Cells don’t exist in isolation in biology, but each one can provide a window into how things function in an organism. However, it can be extremely challenging to monitor changes in individual cells to learn more about the bigger picture, especially in biological tissues where different types of cells might be mixed in a large group. Now scientists have found a way to track the genetic changes in single cells within a sample of tissue. Reporting in Science, the researchers have called this technique SPLiT-seq.
"Cells differ from each other based on the activity of their genes -- which genes are switched off or switched on," explained senior author Georg Seelig, a UW associate professor in the Department of Electrical Engineering and the Paul G. Allen School of Computer Science & Engineering. "Using SPLiT-seq, it becomes possible to measure gene activity in individual cells, even if there are hundreds of thousands of different cells in a tissue sample."
SPLiT-seq is another name for Split Pool Ligation-based Transcriptome sequencing; it updates traditional methods for assessing gene expression. Typically, gene activity is determined by looking at the RNA levels in a cell; that tells scientists which genes are on, or expressing, and which are off, because the genes that aren’t expressed don’t get translated into RNA. That type of RNA sequencing can reveal a lot about a tissue sample, but not how specific cells within that tissue are behaving. While there are ways to sequence RNA in single cells, they are quite costly. This new method avoids that caveat.

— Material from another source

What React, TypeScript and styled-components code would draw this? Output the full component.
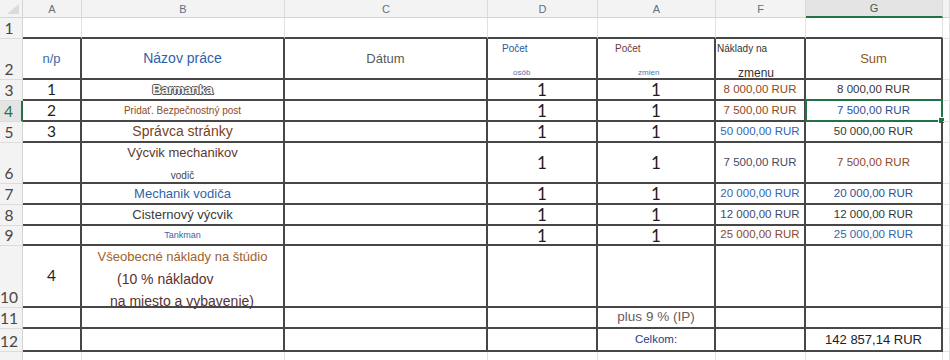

It is not necessary to isolate individual cells for this new SPLiT-seq technique. Instead, a cell population is put through four cycles in which they are split into pools and barcoded. After that, RNA from every cell ends up with a unique barcode sequence, which is included when all of the RNA in the cell is sequenced.
"With these 'split-pool barcoding steps,' we solve a big problem in measuring gene expression: reliably identifying which RNA molecules came from which cell in the original tissue sample," explained Seelig, who is also a researcher in the UW Molecular Engineering & Sciences Institute.
"With that problem addressed, we can begin to ask biological questions about the different types of cells we define in the tissue," said co-author Bosiljka Tasic, Associate Director of Molecular Genetics at the Allen Institute for Brain Science.
The team tested SPLiT-seq by using it on brain and spinal cord tissue from mice. They were able to measure the activity level of about 156,000 genes with SPLiT-seq.
The patterns of gene activity that were revealed by their study indicated that over 100 cell types existed in the tissue samples, and included cells at various stages of differentiation and development.
This tool can deliver these results at low cost, "just a penny per cell," said Seelig in a story by the Allen Institute for Brain Science. That is a significant cost reduction compared to other single-cell sequencing techniques.
The method can help reveal the changes cells undergo as they enter a diseased state, or how tissues develop.